Kedua, Wajib Pajak berkewajiban memberikan kesempatan untuk mengakses dan/atau mengunduh data yang dikelola secara elektronik. Ketiga, memberikan kesempatan untuk memasuki dan memeriksa tempat atau ruang, barang bergerak dan/atau tidak bergerak yang diduga atau patut diduga digunakan untuk menyimpan buku atau catatan, dokumen yang menjadi dasar pembukuan atau pencatatan, dokumen lain, uang, dan/atau barang yang dapat memberi petunjuk tentang penghasilan yang diperoleh, kegiatan usaha, pekerjaan bebas Wajib Pajak, atau objek yang terutang pajak serta meminjamkannya kepada Pemeriksa Pajak. Keempat, memberi bantuan guna kelancaran pemeriksaan.

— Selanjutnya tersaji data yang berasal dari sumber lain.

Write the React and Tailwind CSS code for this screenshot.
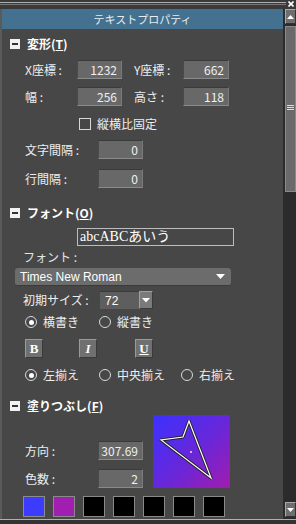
import React from "react";

const jp = { fontFamily: '"Noto Sans CJK JP", "Noto Sans", sans-serif' };

function NumBox({ value, w = "w-[45px]" }) {
  return (
    <div className={`${w} h-[19px] bg-[#686868] border-t border-l border-t-[#3a3a3a] border-l-[#4a4a4a] border-b border-r border-b-[#8a8a8a] border-r-[#7a7a7a] flex items-center justify-end pr-[4px] text-[12px] text-[#f0f0f0] leading-none`}>
      {value}
    </div>
  );
}

function Header({ children }) {
  return (
    <div className="flex items-center gap-[7px] pl-[8px] h-[16px]">
      <div className="w-[10px] h-[10px] bg-[#f2f2f2] flex items-center justify-center">
        <div className="w-[6px] h-[2px] bg-[#333]"></div>
      </div>
      <span className="text-[12px] font-bold text-white leading-none">{children}</span>
    </div>
  );
}

function Radio({ checked, label }) {
  return (
    <div className="flex items-center gap-[6px]">
      <div className="w-[12px] h-[12px] rounded-full border border-[#d8d8d8] flex items-center justify-center">
        {checked && <div className="w-[5px] h-[5px] rounded-full bg-white"></div>}
      </div>
      <span className="text-[12px] text-[#eeeeee] leading-none">{label}</span>
    </div>
  );
}

function StyleBtn({ children, cls }) {
  return (
    <div className={`w-[18px] h-[19px] bg-[#707070] border border-t-[#9a9a9a] border-l-[#9a9a9a] border-b-[#3a3a3a] border-r-[#3a3a3a] flex items-center justify-center text-[13px] text-white ${cls}`} style={{ fontFamily: '"Liberation Serif", serif' }}>
      {children}
    </div>
  );
}

function Swatch({ color }) {
  return <div className="w-[22px] h-[21px] border border-[#8a8a8a]" style={{ background: color }}></div>;
}

export default function App() {
  return (
    <div className="w-[296px] h-[524px] bg-[#2e2e2e] flex flex-col overflow-hidden" style={jp}>
      {/* top strip */}
      <div className="h-[9px] relative bg-[#3a3a3a] shrink-0">
        <div className="absolute left-0 right-[10px] top-[2px] h-[1px] bg-[#b0b0b0]"></div>
        <div className="absolute left-0 right-[10px] top-[4px] h-[1px] bg-[#777]"></div>
        <svg className="absolute right-[2px] top-[1px]" width="6" height="6" viewBox="0 0 6 6">
          <path d="M0.5 0.5 L5.5 5.5 M5.5 0.5 L0.5 5.5" stroke="#fff" strokeWidth="1.6" />
        </svg>
      </div>
      <div className="flex flex-1 min-h-0">
        {/* main panel */}
        <div className="w-[285px] bg-[#474747] border-l-2 border-l-[#5a5a5a] border-r-2 border-r-[#2c2c2c] flex flex-col">
          <div className="h-[20px] bg-[#44718f] flex items-center justify-center text-[11px] text-[#e8eef2] leading-none shrink-0">
            テキストプロパティ
          </div>
          <div className="pt-[7px] flex flex-col">
            <Header>変形(<span className="underline">T</span>)</Header>
            <div className="pl-[23px] pt-[8px] flex flex-col gap-[8px]">
              <div className="flex items-center">
                <span className="w-[52px] text-[12px] text-[#eee]">X座標 :</span>
                <NumBox value="1232" />
                <span className="ml-[12px] w-[49px] text-[12px] text-[#eee]">Y座標 :</span>
                <NumBox value="662" w="w-[46px]" />
              </div>
              <div className="flex items-center">
                <span className="w-[52px] text-[12px] text-[#eee]">幅 :</span>
                <NumBox value="256" />
                <span className="ml-[12px] w-[49px] text-[12px] text-[#eee]">高さ :</span>
                <NumBox value="118" w="w-[46px]" />
              </div>
            </div>
            <div className="pl-[77px] pt-[12px] flex items-center gap-[6px]">
              <div className="w-[12px] h-[12px] border border-[#d8d8d8]"></div>
              <span className="text-[12px] text-[#eee] leading-none">縦横比固定</span>
            </div>
            <div className="pl-[23px] pt-[10px] flex flex-col gap-[10px]">
              <div className="flex items-center">
                <span className="w-[73px] text-[12px] text-[#eee]">文字間隔 :</span>
                <NumBox value="0" />
              </div>
              <div className="flex items-center">
                <span className="w-[73px] text-[12px] text-[#eee]">行間隔 :</span>
                <NumBox value="0" />
              </div>
            </div>

            <div className="pt-[17px]">
              <Header>フォント(<span className="underline">O</span>)</Header>
            </div>
            <div className="pl-[75px] pt-[7px]">
              <div className="w-[157px] h-[18px] border border-[#bdbdbd] flex items-center pl-[2px] text-[14px] text-white leading-none" style={{ fontFamily: '"Liberation Serif", "Noto Sans CJK JP", serif' }}>
                abcABCあいう
              </div>
            </div>
            <div className="pl-[21px] pt-[2px] text-[12px] text-[#e6e6e6] leading-[18px]">フォント :</div>
            <div className="pl-[13px] pt-[2px]">
              <div className="w-[216px] h-[18px] rounded-[3px] bg-[#6c6c6c] border-b border-b-[#3a3a3a] flex items-center justify-between pl-[5px] pr-[6px]">
                <span className="text-[12px] text-white leading-none" style={{ fontFamily: '"Liberation Sans", sans-serif' }}>Times New Roman</span>
                <svg width="9" height="6" viewBox="0 0 9 6"><polygon points="0,0 9,0 4.5,5" fill="#fff" /></svg>
              </div>
            </div>
            <div className="pl-[21px] pt-[5px] flex items-center">
              <span className="w-[77px] text-[12px] text-[#eee]">初期サイズ :</span>
              <div className="w-[39px] h-[18px] bg-[#5e5e5e] border-t border-t-[#3a3a3a] flex items-center pl-[5px] text-[12px] text-white leading-none" style={{ fontFamily: '"Liberation Sans", sans-serif' }}>72</div>
              <div className="w-[14px] h-[18px] bg-[#7a7a7a] border border-t-[#a0a0a0] border-l-[#a0a0a0] border-b-[#3a3a3a] border-r-[#3a3a3a] flex items-center justify-center">
                <svg width="8" height="5" viewBox="0 0 8 5"><polygon points="0,0 8,0 4,4.5" fill="#fff" /></svg>
              </div>
            </div>
            <div className="pl-[23px] pt-[7px] flex items-center">
              <div className="w-[74px]"><Radio checked label="横書き" /></div>
              <Radio label="縦書き" />
            </div>
            <div className="pl-[23px] pt-[11px] flex items-center">
              <div className="w-[54px]"><StyleBtn cls="font-bold">B</StyleBtn></div>
              <div className="w-[56px]"><StyleBtn cls="font-bold italic">I</StyleBtn></div>
              <StyleBtn cls="font-bold underline">U</StyleBtn>
            </div>
            <div className="pl-[23px] pt-[11px] flex items-center">
              <div className="w-[74px]"><Radio checked label="左揃え" /></div>
              <div className="w-[82px]"><Radio label="中央揃え" /></div>
              <Radio label="右揃え" />
            </div>

            <div className="pt-[17px]">
              <Header>塗りつぶし(<span className="underline">F</span>)</Header>
            </div>
            <div className="pl-[23px] pt-[1px] flex">
              <div className="flex flex-col pt-[26px] gap-[9px]">
                <div className="flex items-center">
                  <span className="w-[73px] text-[12px] text-[#eee]">方向 :</span>
                  <NumBox value="307.69" />
                </div>
                <div className="flex items-center">
                  <span className="w-[73px] text-[12px] text-[#eee]">色数 :</span>
                  <NumBox value="2" />
                </div>
              </div>
              <div className="ml-[10px] w-[77px] h-[73px] relative bg-[linear-gradient(135deg,#3b32ff_0%,#6a26d8_55%,#a21cae_100%)]">
                <svg className="absolute inset-0" width="77" height="73" viewBox="0 0 77 73">
                  <polygon points="36,6 30,22 8,25 58,63" fill="none" stroke="#222" strokeWidth="3" strokeLinejoin="round" />
                  <polygon points="36,6 30,22 8,25 58,63" fill="none" stroke="#fff" strokeWidth="1.2" />
                  <rect x="37" y="36" width="2" height="2" fill="#f0a0f0" />
                </svg>
              </div>
            </div>
            <div className="pl-[21px] pt-[8px] flex gap-[8px]">
              <Swatch color="#3c3cff" />
              <Swatch color="#a01fb0" />
              <Swatch color="#000" />
              <Swatch color="#000" />
              <Swatch color="#000" />
              <Swatch color="#000" />
              <Swatch color="#000" />
            </div>
          </div>
        </div>
        {/* scrollbar */}
        <div className="w-[11px] bg-[#2b2b2b] flex flex-col">
          <div className="h-[15px] bg-[#6e6e6e] border border-t-[#aaa] border-l-[#aaa] border-b-[#333] border-r-[#333] flex items-center justify-center">
            <svg width="7" height="4" viewBox="0 0 7 4"><polygon points="0,4 7,4 3.5,0" fill="#fff" /></svg>
          </div>
          <div className="mt-[2px] h-[166px] bg-[#6a6a6a] border border-[#8a8a8a] flex flex-col items-center justify-center gap-[1px] pb-[4px]">
            <div className="w-[7px] h-[1px] bg-[#ddd]"></div>
            <div className="w-[7px] h-[1px] bg-[#ddd]"></div>
            <div className="w-[7px] h-[1px] bg-[#ddd]"></div>
          </div>
          <div className="flex-1"></div>
          <div className="h-[15px] bg-[#6e6e6e] border border-t-[#aaa] border-l-[#aaa] border-b-[#333] border-r-[#333] flex items-center justify-center mb-[2px]">
            <svg width="7" height="4" viewBox="0 0 7 4"><polygon points="0,0 7,0 3.5,4" fill="#fff" /></svg>
          </div>
        </div>
      </div>
      <div className="h-[5px] shrink-0 bg-[#333] border-t border-t-[#b0b0b0]"></div>
    </div>
  );
}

“Wajib Pajak diharapkan memperlancar kegiatan pemeriksaan, bisa saja Wajib Pajak menyediakan tenaga dan/atau peralatan terkait pemeriksaan. Wajib Pajak perlu memfasilitasinya, apabila dalam mengakses data yang dikelola secara elektronik memerlukan peralatan dan/atau keahlian khusus. Kemudian, Wajib Pajak bisa memberikan bantuan kepada Pemeriksa Pajak untuk membuka barang bergerak dan/atau tidak bergerak, dan/atau menyediakan ruangan khusus tempat dilakukannya pemeriksaan lapangan dalam hal pemeriksaan dilakukan di tempat Wajib Pajak,” jelas Ridho.
Kelima, menyampaikan tanggapan secara tertulis atas SPHP. Keenam, memberikan keterangan lisan dan/atau tertulis yang diperlukan.
Di sisi lain, ia menambahkan sesuai amanah PMK Nomor 18/PMK/03/2021, setelah melakukan pemeriksaan, DJP perlu membina Wajib Pajak untuk ke depannya patuh terhadap ketentuan peraturan perundang-undangan perpajakan dengan menyampaikan saran secara tertulis.
“DJP juga wajib merahasiakan kepada pihak lain yang tidak berhak atas segala sesuatu yang diketahui atau diberitahukan kepadanya oleh Wajib Pajak dalam rangka pemeriksaan,” pungkas Ridho.